Not everyone is pleased, though. Some neighbors say the lots look unkempt, and dislike how high the plants grow. “It’s just a yard of weeds,” says Al Wylie, president of the Harlem Park Neighborhood Council, a local community organization. “We are constantly calling the city to get it cut but it just grows wild.” Swan’s first study included a species that wasn’t supposed to grow over 30 inches high, but some of his plants shot up around four feet; he’s since been vigilant about using shorter plants. That’s no comfort to Wiley. “No matter what you plant anywhere, there’s always going to be weeds and grass that grow up in it,” he says. “You still have to maintain it.”
Swan also has passionate supporters in the neighborhood. Joy Ross is president of another neighborhood organization, the Harlem Park West Community Association. The back of her home looks out on the lots. She’s lived there for more than a decade, and she says the fencing has deterred illegal dumping and drug activity. She’s also noticed other changes she attributes directly to Swan’s plots. “I’m a country girl, so it’s so cool to see echinacea,” she says. “Oh my gosh, there’s a swallowtail! There’re lightning bugs! You didn’t see that before.”

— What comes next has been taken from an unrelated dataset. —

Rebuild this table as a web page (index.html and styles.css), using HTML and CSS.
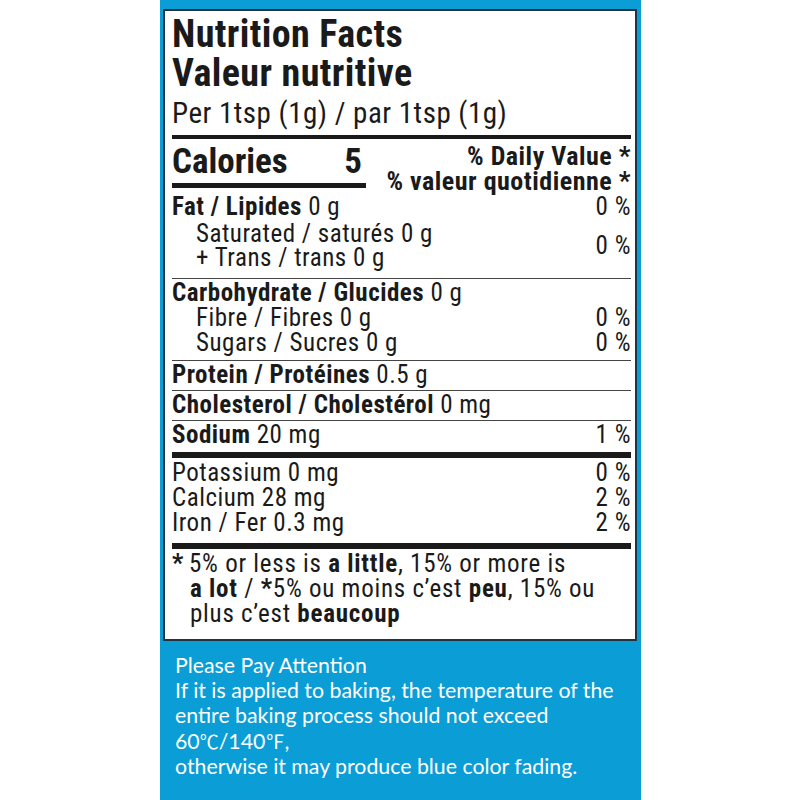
FILE: index.html
```html
<!DOCTYPE html>
<html lang="en">
<head>
<meta charset="utf-8">
<title>Nutrition Facts</title>
<link rel="stylesheet" href="styles.css">
</head>
<body>
<div class="panel">
  <div class="label">
    <div class="head">
      <h1 class="title">Nutrition Facts<br>Valeur nutritive</h1>
      <div class="serving">Per 1tsp (1g) / par 1tsp (1g)</div>
    </div>
    <div class="cal-section">
      <div class="cal-col">
        <div class="cal-line"><span>Calories</span><span>5</span></div>
        <div class="cal-bar"></div>
      </div>
      <div class="dv">
        <div>% Daily Value <span class="ast">*</span></div>
        <div>% valeur quotidienne <span class="ast">*</span></div>
      </div>
    </div>
    <div class="group group-fat">
      <div class="row"><span><b>Fat / Lipides</b> 0 g</span><span>0 %</span></div>
      <div class="sub-pair">
        <div class="sub-lines">
          <div>Saturated / saturés 0 g</div>
          <div>+ Trans / trans 0 g</div>
        </div>
        <span>0 %</span>
      </div>
    </div>
    <div class="group group-carb">
      <div class="row"><span><b>Carbohydrate / Glucides</b> 0 g</span></div>
      <div class="row sub"><span>Fibre / Fibres 0 g</span><span>0 %</span></div>
      <div class="row sub"><span>Sugars / Sucres 0 g</span><span>0 %</span></div>
    </div>
    <div class="group single"><div class="row"><span><b>Protein / Protéines</b> 0.5 g</span></div></div>
    <div class="group single"><div class="row"><span><b>Cholesterol / Cholestérol</b> 0 mg</span></div></div>
    <div class="group single sodium"><div class="row"><span><b>Sodium</b> 20 mg</span><span>1 %</span></div></div>
    <div class="group minerals">
      <div class="row"><span>Potassium 0 mg</span><span>0 %</span></div>
      <div class="row"><span>Calcium 28 mg</span><span>2 %</span></div>
      <div class="row"><span>Iron / Fer 0.3 mg</span><span>2 %</span></div>
    </div>
    <p class="foot"><span class="ast hang">*</span>5% or less is <b>a little</b>, 15% or more is<br><b>a lot</b> / <span class="ast">*</span>5% ou moins c’est <b>peu</b>, 15% ou<br>plus c’est <b>beaucoup</b></p>
  </div>
  <div class="notice">
    <p>Please Pay Attention</p>
    <p>If it is applied to baking, the temperature of the entire baking process should not exceed</p>
    <p>60<span class="deg">℃</span>/140<span class="deg">℉</span>,</p>
    <p>otherwise it may produce blue color fading.</p>
  </div>
</div>
</body>
</html>
```
FILE: styles.css
```css
html, body {
  margin: 0;
  padding: 0;
  background: #ffffff;
}
body {
  width: 800px;
  height: 800px;
  overflow: hidden;
}
.panel {
  margin-left: 160px;
  width: 481px;
  height: 800px;
  background: #0a9dd6;
  padding-top: 9px;
  box-sizing: border-box;
}
.label {
  margin-left: 3px;
  width: 474px;
  box-sizing: border-box;
  background: #ffffff;
  border: 2px solid #1f3442;
  padding: 0 4px 0 7px;
  color: #1a1a1a;
  font-family: "Roboto Condensed", Roboto, sans-serif;
  font-size: 25px;
  line-height: 25px;
  letter-spacing: 0.5px;
}
.head {
  padding-top: 4px;
  padding-bottom: 7px;
  border-bottom: 4px solid #1a1a1a;
}
.title {
  margin: 0;
  font-size: 38px;
  line-height: 39px;
  font-weight: bold;
  letter-spacing: 0.4px;
}
.serving {
  margin-top: 5px;
  font-size: 29px;
  line-height: 30px;
  letter-spacing: 0.5px;
}
.cal-section {
  display: flex;
  justify-content: space-between;
  padding-top: 5px;
}
.cal-col {
  width: 194px;
}
.cal-line {
  display: flex;
  justify-content: space-between;
  padding-right: 4px;
  font-size: 35px;
  line-height: 36px;
  font-weight: bold;
  letter-spacing: 0;
}
.cal-bar {
  margin-top: 3px;
  height: 5px;
  background: #1a1a1a;
}
.dv {
  text-align: right;
  font-weight: bold;
  font-size: 26px;
  line-height: 25px;
  letter-spacing: 0.5px;
  white-space: nowrap;
}
.ast {
  font-weight: bold;
}
.row {
  display: flex;
  justify-content: space-between;
}
.sub {
  padding-left: 24px;
}
.group {
  border-bottom: 1px solid #444;
}
.group-fat {
  padding-bottom: 8px;
}
.sub-pair {
  display: flex;
  justify-content: space-between;
  align-items: center;
  padding-top: 3px;
  padding-left: 24px;
  line-height: 24px;
}
.group-carb {
  padding-top: 1px;
  padding-bottom: 5px;
}
.single {
  padding-top: 1px;
  padding-bottom: 3px;
}
.sodium {
  border-bottom: 6px solid #1a1a1a;
  padding-bottom: 5px;
}
.minerals {
  padding-top: 2px;
  padding-bottom: 8px;
  border-bottom: 6px solid #1a1a1a;
}
.foot {
  margin: 0;
  padding: 2px 0 13px 18px;
  text-indent: -18px;
  letter-spacing: 0.75px;
  white-space: nowrap;
}
.hang {
  display: inline-block;
  width: 17px;
  text-indent: 0;
}
.notice {
  padding: 12px 0 0 15px;
  color: #ffffff;
  font-family: Lato, "Noto Sans CJK SC", sans-serif;
  font-size: 21.3px;
  line-height: 25px;
}
.notice p {
  margin: 0;
  width: 455px;
}
.deg {
  font-family: "Noto Sans CJK SC", sans-serif;
  font-size: 19px;
}
```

Nuisance or natural wonder, Swan’s plots are by their nature temporary. His agreement with the city stipulates that as soon as a developer expresses interest in one of his experimental lots, he must hand them over immediately. The city, after all, needs be a city again, not a wildflower meadow. Even if the city were to convert its vacant lots to prairie, he sees that as a stopgap, a way of sprucing up a neglected neighborhood and encouraging new growth—converting an abandoned lot to a field of wildflowers both makes a community slightly more livable and sends a positive signal to potential developers.
If nothing else, Swan believes his results will help the city manage its vacant spaces in ways that benefit the surrounding neighborhoods, rather than compounding their problems. “The idea is to take a problem that is huge,” he says, “and try and work toward a way of managing that space that’s better than it is now.”